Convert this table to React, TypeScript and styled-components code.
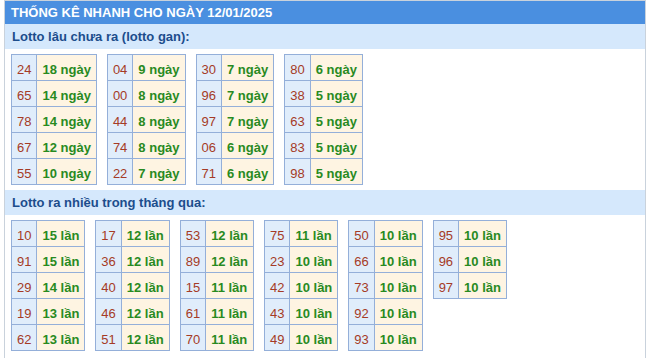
import React from "react";
import styled, { createGlobalStyle } from "styled-components";

const Global = createGlobalStyle`
  html, body { margin: 0; padding: 0; background: #ffffff; }
  body { font-family: "Liberation Sans", Arial, sans-serif; }
`;

const Page = styled.div`
  margin: 0 6px 0 4px;
  border: 1px solid #c9d2dc;
  border-bottom: none;
  min-height: 357px;
  background: #ffffff;
`;

const Header = styled.div`
  height: 23px;
  line-height: 23px;
  background: #4a8fe0;
  color: #ffffff;
  font-size: 13px;
  font-weight: bold;
  padding-left: 6px;
`;

const Label = styled.div`
  height: 25px;
  line-height: 25px;
  background: #d5e8fc;
  color: #1c4d8c;
  font-size: 13px;
  font-weight: bold;
  padding-left: 7px;
`;

const Tables = styled.div<{ $gap: number }>`
  display: flex;
  flex-wrap: wrap;
  align-items: flex-start;
  gap: ${(p) => p.$gap}px;
  padding: 5px 6px 5px 6px;
`;

const Table = styled.table`
  border-collapse: collapse;
  font-size: 13px;
`;

const NumCell = styled.td`
  border: 1px solid #94afd9;
  background: #e0edfb;
  color: #a53b26;
  height: 21px;
  padding: 4px 5px 0 5px;
  text-align: center;
`;

const ValCell = styled.td`
  border: 1px solid #94afd9;
  background: #fef4e2;
  color: #288a1f;
  font-weight: bold;
  height: 21px;
  padding: 4px 5px 0 5px;
  white-space: nowrap;
`;

type Row = [string, string];

const gan: Row[][] = [
  [["24", "18 ngày"], ["65", "14 ngày"], ["78", "14 ngày"], ["67", "12 ngày"], ["55", "10 ngày"]],
  [["04", "9 ngày"], ["00", "8 ngày"], ["44", "8 ngày"], ["74", "8 ngày"], ["22", "7 ngày"]],
  [["30", "7 ngày"], ["96", "7 ngày"], ["97", "7 ngày"], ["06", "6 ngày"], ["71", "6 ngày"]],
  [["80", "6 ngày"], ["38", "5 ngày"], ["63", "5 ngày"], ["83", "5 ngày"], ["98", "5 ngày"]],
];

const nhieu: Row[][] = [
  [["10", "15 lần"], ["91", "15 lần"], ["29", "14 lần"], ["19", "13 lần"], ["62", "13 lần"]],
  [["17", "12 lần"], ["36", "12 lần"], ["40", "12 lần"], ["46", "12 lần"], ["51", "12 lần"]],
  [["53", "12 lần"], ["89", "12 lần"], ["15", "11 lần"], ["61", "11 lần"], ["70", "11 lần"]],
  [["75", "11 lần"], ["23", "10 lần"], ["42", "10 lần"], ["43", "10 lần"], ["49", "10 lần"]],
  [["50", "10 lần"], ["66", "10 lần"], ["73", "10 lần"], ["92", "10 lần"], ["93", "10 lần"]],
  [["95", "10 lần"], ["96", "10 lần"], ["97", "10 lần"]],
];

const Block = ({ rows }: { rows: Row[] }) => (
  <Table>
    <tbody>
      {rows.map(([n, v]) => (
        <tr key={n}>
          <NumCell>{n}</NumCell>
          <ValCell>{v}</ValCell>
        </tr>
      ))}
    </tbody>
  </Table>
);

export default function App() {
  return (
    <>
      <Global />
      <Page>
        <Header>THỐNG KÊ NHANH CHO NGÀY 12/01/2025</Header>
        <Label>Lotto lâu chưa ra (lotto gan):</Label>
        <Tables $gap={10}>
          {gan.map((rows, i) => (
            <Block key={i} rows={rows} />
          ))}
        </Tables>
        <Label>Lotto ra nhiều trong tháng qua:</Label>
        <Tables $gap={10}>
          {nhieu.map((rows, i) => (
            <Block key={i} rows={rows} />
          ))}
        </Tables>
      </Page>
    </>
  );
}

------------------------

◆ **Problem to solve**: Leave out the pictures and repeat exactly the lines from the start of the material through the line that contains "type Row = [string, string];", both included.

◆ **Reply to the exercise**:
Convert this table to React, TypeScript and styled-components code.
import React from "react";
import styled, { createGlobalStyle } from "styled-components";

const Global = createGlobalStyle`
  html, body { margin: 0; padding: 0; background: #ffffff; }
  body { font-family: "Liberation Sans", Arial, sans-serif; }
`;

const Page = styled.div`
  margin: 0 6px 0 4px;
  border: 1px solid #c9d2dc;
  border-bottom: none;
  min-height: 357px;
  background: #ffffff;
`;

const Header = styled.div`
  height: 23px;
  line-height: 23px;
  background: #4a8fe0;
  color: #ffffff;
  font-size: 13px;
  font-weight: bold;
  padding-left: 6px;
`;

const Label = styled.div`
  height: 25px;
  line-height: 25px;
  background: #d5e8fc;
  color: #1c4d8c;
  font-size: 13px;
  font-weight: bold;
  padding-left: 7px;
`;

const Tables = styled.div<{ $gap: number }>`
  display: flex;
  flex-wrap: wrap;
  align-items: flex-start;
  gap: ${(p) => p.$gap}px;
  padding: 5px 6px 5px 6px;
`;

const Table = styled.table`
  border-collapse: collapse;
  font-size: 13px;
`;

const NumCell = styled.td`
  border: 1px solid #94afd9;
  background: #e0edfb;
  color: #a53b26;
  height: 21px;
  padding: 4px 5px 0 5px;
  text-align: center;
`;

const ValCell = styled.td`
  border: 1px solid #94afd9;
  background: #fef4e2;
  color: #288a1f;
  font-weight: bold;
  height: 21px;
  padding: 4px 5px 0 5px;
  white-space: nowrap;
`;

type Row = [string, string];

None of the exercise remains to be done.